Executive recommendations for scaling finance AI responsibly
Enterprises that scale successfully usually avoid two extremes: uncontrolled experimentation and excessive centralization. The most effective model is federated governance. Core standards for data, security, model oversight, and workflow controls are defined centrally, while business units implement approved use cases within those guardrails. This balances innovation with consistency.
Leaders should begin with finance workflows where AI can improve both efficiency and decision quality, such as close analytics, cash forecasting, AP exception handling, and spend intelligence. Early wins should be measured not only by labor savings, but by cycle time reduction, forecast reliability, control adherence, and improved operational visibility across functions.
- Create a finance AI governance council with representation from finance, IT, security, internal audit, and operations.
- Prioritize use cases that connect finance outcomes to operational workflows rather than isolated desktop productivity.
- Adopt a common control framework for AI-assisted ERP processes, including approval logic, auditability, and exception management.
- Instrument every AI-enabled workflow with business KPIs, risk indicators, and model performance metrics.
- Design for interoperability so finance AI can exchange signals with procurement, supply chain, and planning systems.
- Build resilience through human-in-the-loop checkpoints, rollback options, and documented fallback procedures.

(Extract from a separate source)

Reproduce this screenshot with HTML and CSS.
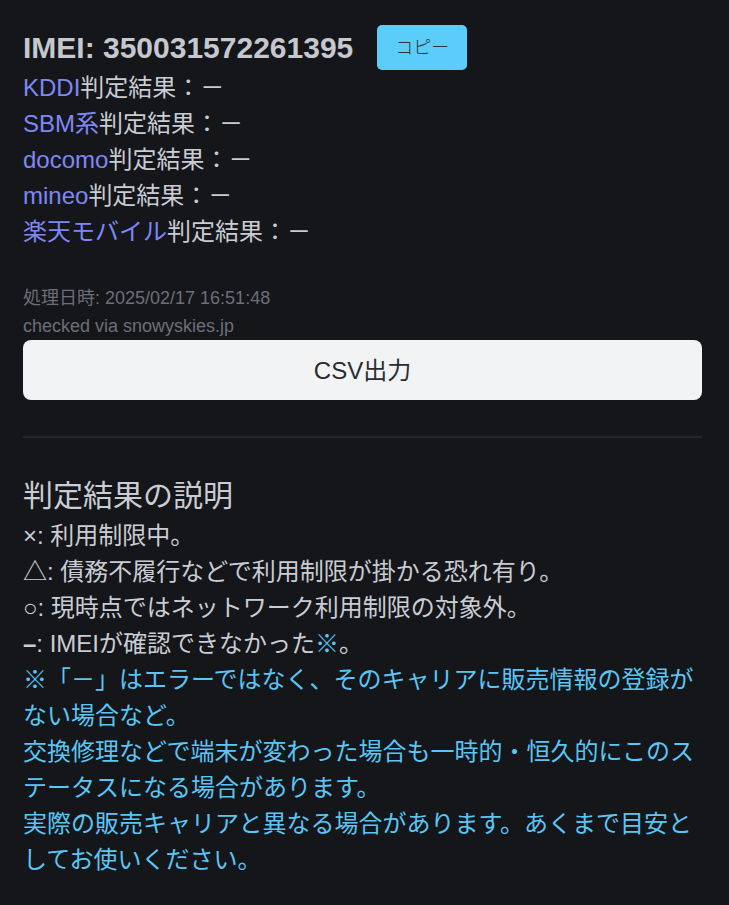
FILE: index.html
```html
<!DOCTYPE html>
<html lang="ja">
<head>
<meta charset="utf-8">
<title>IMEI判定結果</title>
<link rel="stylesheet" href="styles.css">
</head>
<body>
<main class="page">
  <div class="imei-row">
    <h1 class="imei">IMEI: 350031572261395</h1>
    <button class="copy" type="button">コピー</button>
  </div>
  <div class="results">
    <div class="line"><a class="carrier" href="#">KDDI</a>判定結果：－</div>
    <div class="line"><a class="carrier" href="#">SBM系</a>判定結果：－</div>
    <div class="line"><a class="carrier" href="#">docomo</a>判定結果：－</div>
    <div class="line"><a class="carrier" href="#">mineo</a>判定結果：－</div>
    <div class="line"><a class="carrier" href="#">楽天モバイル</a>判定結果：－</div>
  </div>
  <div class="meta">
    <div>処理日時: 2025/02/17 16:51:48</div>
    <div>checked via snowyskies.jp</div>
  </div>
  <button class="csv" type="button">CSV出力</button>
  <hr class="divider">
  <section class="explain">
    <h2 class="explain-title">判定結果の説明</h2>
    <div class="line">×: 利用制限中。</div>
    <div class="line">△: 債務不履行などで利用制限が掛かる恐れ有り。</div>
    <div class="line">○: 現時点ではネットワーク利用制限の対象外。</div>
    <div class="line"><span class="dash">–</span>: IMEIが確認できなかった<span class="note-mark">※</span>。</div>
    <p class="note">※「－」はエラーではなく、そのキャリアに販売情報の登録がない場合など。<br>交換修理などで端末が変わった場合も一時的・恒久的にこのステータスになる場合があります。<br>実際の販売キャリアと異なる場合があります。あくまで目安としてお使いください。</p>
  </section>
</main>
</body>
</html>
```

FILE: styles.css
```css
html, body {
  margin: 0;
  padding: 0;
  background: #15161a;
}

body {
  font-family: "Liberation Sans", Arial, "Noto Sans CJK JP", sans-serif;
  color: #c9cdd3;
}

.page {
  padding: 25px 27px 40px 23px;
}

.imei-row {
  display: flex;
  align-items: center;
  gap: 24px;
  height: 45px;
}

.imei {
  margin: 0;
  font-size: 30px;
  font-weight: bold;
  line-height: 45px;
  color: #c5c9cf;
}

.copy {
  width: 90px;
  height: 45px;
  border: none;
  border-radius: 5px;
  background: #5ccdfb;
  color: #2a3440;
  font-family: "Noto Sans CJK JP", sans-serif;
  font-size: 18px;
  font-weight: 300;
  padding: 0 0 4px;
}

.results .line,
.explain .line {
  font-size: 24px;
  line-height: 36px;
}

.carrier {
  color: #7f87f6;
  text-decoration: none;
}

.dash {
  font-weight: bold;
}

.meta {
  margin-top: 34px;
  font-size: 18px;
  line-height: 28px;
  color: #6b6f78;
}

.csv {
  display: block;
  width: 100%;
  height: 60px;
  border: none;
  border-radius: 8px;
  background: #f2f3f5;
  color: #2a2c30;
  font-family: "Liberation Sans", Arial, "Noto Sans CJK JP", sans-serif;
  font-size: 24px;
  padding: 0 0 4px;
}

.divider {
  margin: 36px 0 35px;
  border: none;
  height: 2px;
  background: #24262b;
}

.explain-title {
  margin: 0;
  font-size: 30px;
  font-weight: normal;
  line-height: 45px;
  color: #c9cdd3;
}

.note-mark {
  color: #5ac6f5;
}

.note {
  margin: 0;
  font-size: 24px;
  line-height: 36px;
  color: #5ac6f5;
}
```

For SysGenPro clients, the practical implication is straightforward: finance AI governance should be treated as a modernization enabler. It allows enterprises to move from fragmented automation to connected operational intelligence, from delayed reporting to predictive decision support, and from isolated ERP enhancements to scalable enterprise workflow orchestration.
The organizations that lead in this space will not be those that deploy the most AI features. They will be the ones that establish trusted governance, align AI with finance and operational strategy, and build an enterprise architecture capable of scaling automation without compromising control, compliance, or resilience.